Russia, however, has warned that these Challenger 2 tanks are doomed, with The Telegraph reporting Kremlin spokesman Dmitry Peskov as saying that “[t]hese tanks are burning and will burn,” and that the so-called “special military operation” in Ukraine “will continue.”
Russian state-owned news agency TASS translated Peskov’s comments only slightly differently, having him say that “[t]hese tanks burn well and will burn just like all the others.”
TASS also reported Peskov as telling reporters that Western governments do not “care about the fate of the people who live in Ukraine or their future,” and that they “simply use that country as a tool to achieve their anti-Russian aims.”
Britain’s governing Conservative (Tory) Party have slashed defence budgets over the years — while spending on diversity and inclusion, green agenda policies, and foreign aid has remained largely untouched — and so only a small fleet of 227 of its Challenger 2 main battle tanks remain, with 148 due to be upgraded into Challenger 3s and the remainder mothballed and used for parts.

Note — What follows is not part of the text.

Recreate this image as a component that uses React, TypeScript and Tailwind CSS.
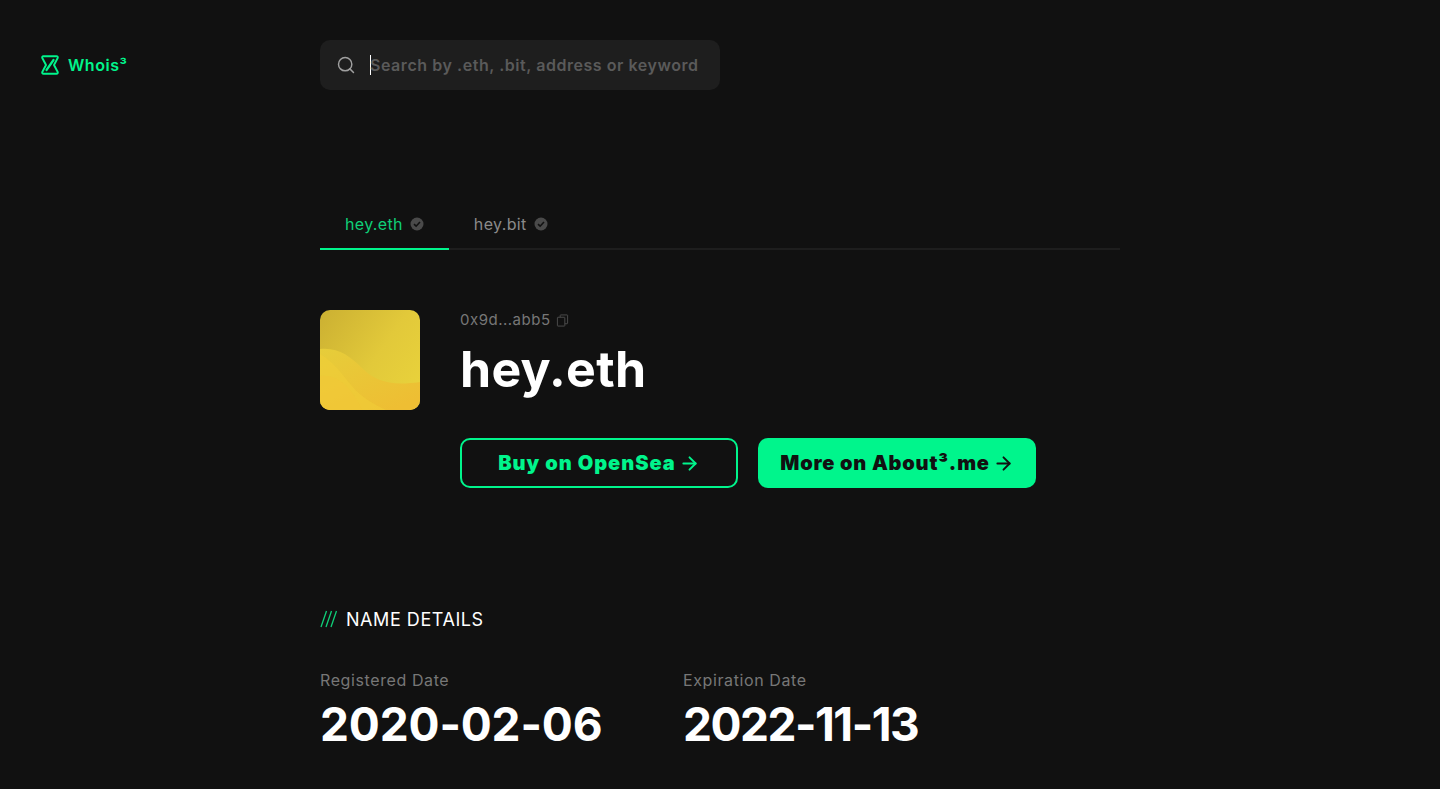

Reports indicate that Britain will only be able to send around 12 vehicles from this small force — dwarfed by the tank fleets of not only the likes of Russia, America, and China but also by those of second-rate powers like Spain and Japan — but it hopes that the gesture will encourage other European countries and perhaps the United States to send German-made Leopard 2 tanks and M1 Abrams tanks, which the Ukrainians have been lobbying for for a long time.
Analysts at the BBC and elsewhere believe the British tanks are “unlikely to make a big difference in the war” if they are not followed by other Western tanks, while the Russians claim further Western weapons transfers will make no difference regardless, and will only “add pain to the Ukrainian people and prolong its sufferings” without changing the eventual outcome of the war.